Changes In Salaries and Required Experience

It’s clear that 2015 has been the year of the pay rise. And about time too, considering wage increases have lagged behind price rises for the last seven years. Due to this pressure on companies and agencies, there has been even more evidence of skill shortages pushing up salaries. But we do see this coming to a slight halt. Clever companies will be more pragmatic, and may focus on less commercially experienced candidates who can be developed for long-term growth. Start-ups and small to medium sized companies will be best placed to exploit this segment of the market. Their approach to recruitment can be more flexible and fluid.

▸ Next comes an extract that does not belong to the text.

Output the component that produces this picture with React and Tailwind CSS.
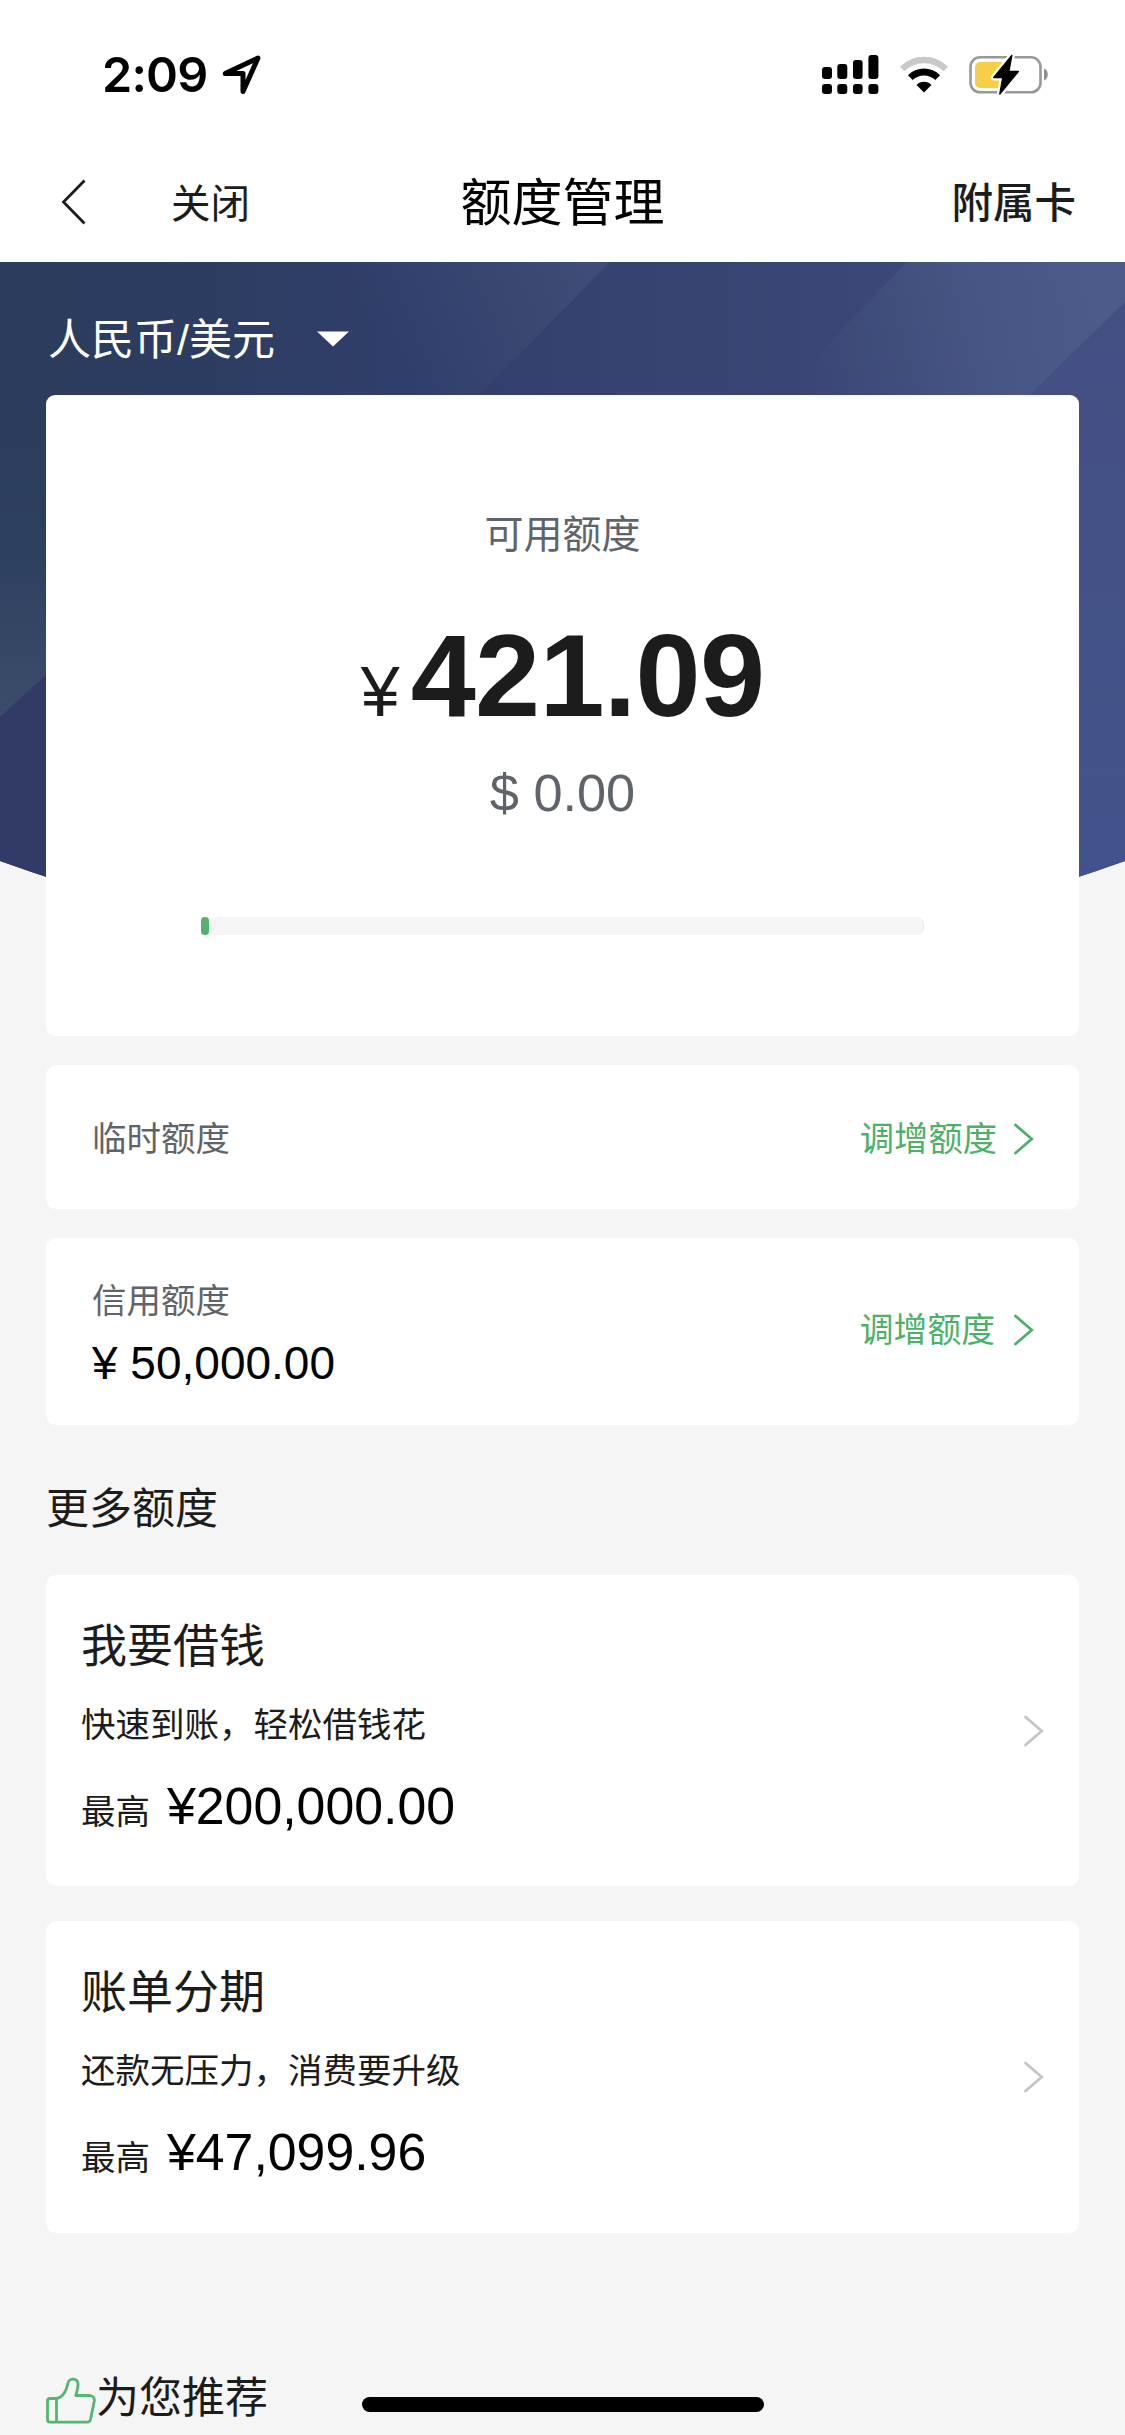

We may see some companies change their approach, and having a degree may not be so vital. EY have removed academic qualifications from their entry criteria for their 2016 graduate, undergraduate and school leaver programmes. Students will no longer need a minimum of 3 Bs at A-Level and a 2:1 degree classification to apply. Instead, EY will use a new and enhanced suite of online ‘strengths’ assessments and numerical tests to assess the potential of applicants for 2016.  It’s clear they are modernising the workplace, challenging traditional thinking and ways of doing things.

I’m certain other companies will follow suit and transform their recruitment process. This will definitely open up opportunities for talented individuals regardless of their background. I’ve always believed that attitude, drive, and a sound work ethic are more vital than what degree you have. And, before I receive lots of online grief, this isn’t the case in all people.

What’s In Store for 2016?

Without the benefit of extrasensory perception, I still feel it will be more the same in 2016. Even if employers do change their hiring ethos and candidates are more open to moving, we still envisage even more competition for the scarcest talent. And we expect to see salaries rising in the first quarter but balance out by the middle of the year.

It’s probably best to put the dust cover back on the crystal ball. We’ll let 2016 unfold without trying to make any bold predictions!